4. L I A I S O N D E S L E C T E U R S


Réponse du 21/1/1993 à une question sur la Fraternité d'Ecône


« Sainte Agnès, jeudi 21/1/1993 (Bicentenaire du régicide du Roi très Chrétien).... Venons-en à la question soulevée à propos de la Fraternité S. Pie X et de Mgr Lefebvre .


Caractère factice de raisonnements tardifs voulus à effets rétroactifs :


Certains veulent appliquer leur raisonnement présent des années 1990 aux années 1970 ou même 1962-65, comme si rien ne s'était passé depuis et comme si le contexte était le même.

Il suffit pour les dégriser de leurs constructions purement intellectuelles de leur demander ce qu'ils faisaient eux-mêmes et comment ils voyaient les choses dans ces années 1960 - 70.

S'ils ont alors perçu ce qu'ils analysent maintenant de la manière où ils l'exposent actuellement, pourquoi ces beaux esprits n'ont-ils point fait part alors aux autres de leurs lumières si perspicaces, pourquoi ont-ils attendu les années 90 pour exprimer et publier ce qu'ils avaient compris dès les années 60 - 70 ?

Par contre, s'ils étaient eux-mêmes alors loin d'avoir saisi ce qu'ils exposent aisément maintenant que la voie a été tracée et que les taillis touffus qui obstruaient la bonne direction ont été taillés, si leur comportement était en conséquence très différent voire opposé à celui qu'ils déclarent devoir s'imposer aujourd'hui, pourquoi jugent-ils les autres coupables de n'avoir point perçu dans les années 60 - 70 ce qu'eux-mêmes n'ont perçu et exposé que dans les années 90 ?

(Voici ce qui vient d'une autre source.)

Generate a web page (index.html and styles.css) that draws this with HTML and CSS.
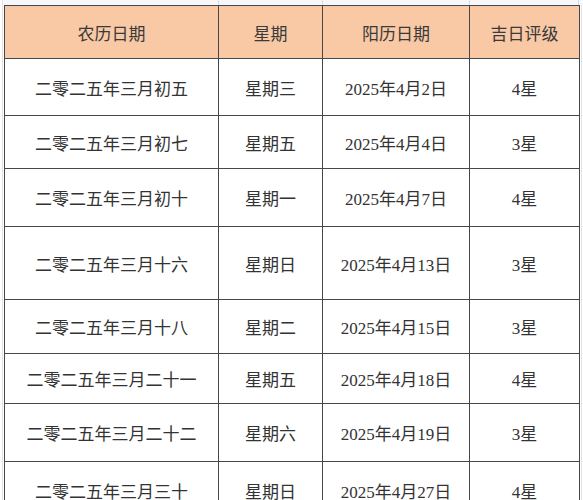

Re: Mise en garde contre de dangereuses exagérations &déviations

Publié : mer. 18 oct. 2017 19:05
par Abbé Zins
Revue Sub Tuum Praesidium, n ̊ 54 - Février/Mars 1998 -


4. L I A I S O N D E S L E C T E U R S


Réponse du 21/1/1993 à une question sur la Fraternité d'Ecône (Suite)


Objectivité de la Vérité et conséquences morales de la relativité de sa perception subjective :


La Vérité est certes objective et dans son essence de soi immuable, impliquant une perception adéquate de la réalité. Mais, à la différence de la connaissance divine et angélique qui en ont une perception intuitive directe, l'homme ne s'y porte que d'une manière discursive et fractionnée.

De plus, si l'essence de la Vérité ne change pas, les modalités de son expression et donc de sa compréhension peuvent changer, notamment dans le sens de l'imparfait vers le parfait, de la perception partielle et singulière à la perception globale et universelle.

En outre une différence ou un changement substantiel d'état peut impliquer des devoirs substantiellement différents. Ainsi, avant d'être clerc majeur, la récitation d'une heure canoniale est pour un séminariste la matière libre d'un acte personnel de dévotion ; mais une fois sous-diacre, la moindre petite heure devient matière grave. Ainsi, l'acte conjugal est permis à des époux légitimes, tandis qu'il est matière grave en dehors du mariage.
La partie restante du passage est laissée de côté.